Hometown Identity Crisis

Jo Helen Cox

What is in a name? How about your hometown? The place you grew up. What is the level of pride there? How do others view it?

Jesus came from the small town of Nazareth in the region of Galilee near the lake of the same name. It was not far from Capernaum, which held a sizeable rabbinical school. Jesus began his ministry in that region. Yet, in derision, the chief priests and Pharisees of Jerusalem asked Nicodemus, “Are you from Galilee, too? Look into it, and you will find that a prophet does not come out of Galilee”  (John 7:52 NIV).

Nicodemus belonged to their council, but he was no longer one of them. They judged against a “so-called” prophet, from which they had not yet heard testimony. Nicodemus had asked if Law condemned a man of heresy on hearsay, knowing the answer should convict them. Mosaic Law required them to listen to someone considered a prophet before they rejected the possibility. In Deuteronomy 13:1-5, the proof that God sent a prophet was not about the miracles.
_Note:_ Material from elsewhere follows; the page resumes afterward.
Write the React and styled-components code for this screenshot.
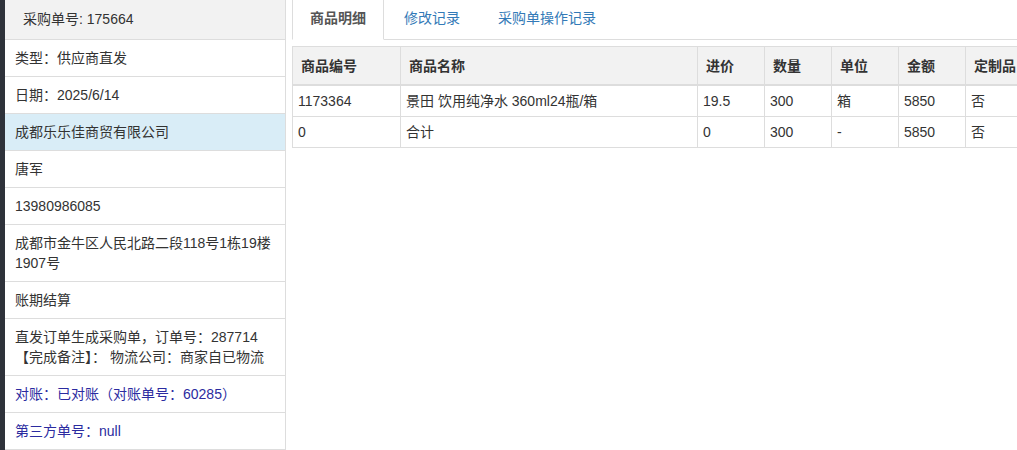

It required the prophet’s words to focus the people’s thoughts on God’s ways, not lead them away from Him.

Instead of repentance, the chief priests and Pharisees used ridicule and a veiled threat to move blame onto Nicodemus. They refused to see their own faults. However, they were the ones who needed remedial scripture lessons. In 2 Kings 14:25, the prophet Jonah came from a town called Gath-hepher in Galilee. Isaiah 9:1-7 proclaimed Galilee would be honored when David’s successor was born. Strange, they forgot these details. About five miles away from Gath-hepher sat Nazareth, the place Jesus grew up.

The people of Israel knew and respected Jonah. They believed the ancient Ninevites accepted his words as truth. Nevertheless, not even those who grew up with Jesus thought he might be a prophet, let alone the Messiah because nothing good came out of Galilee.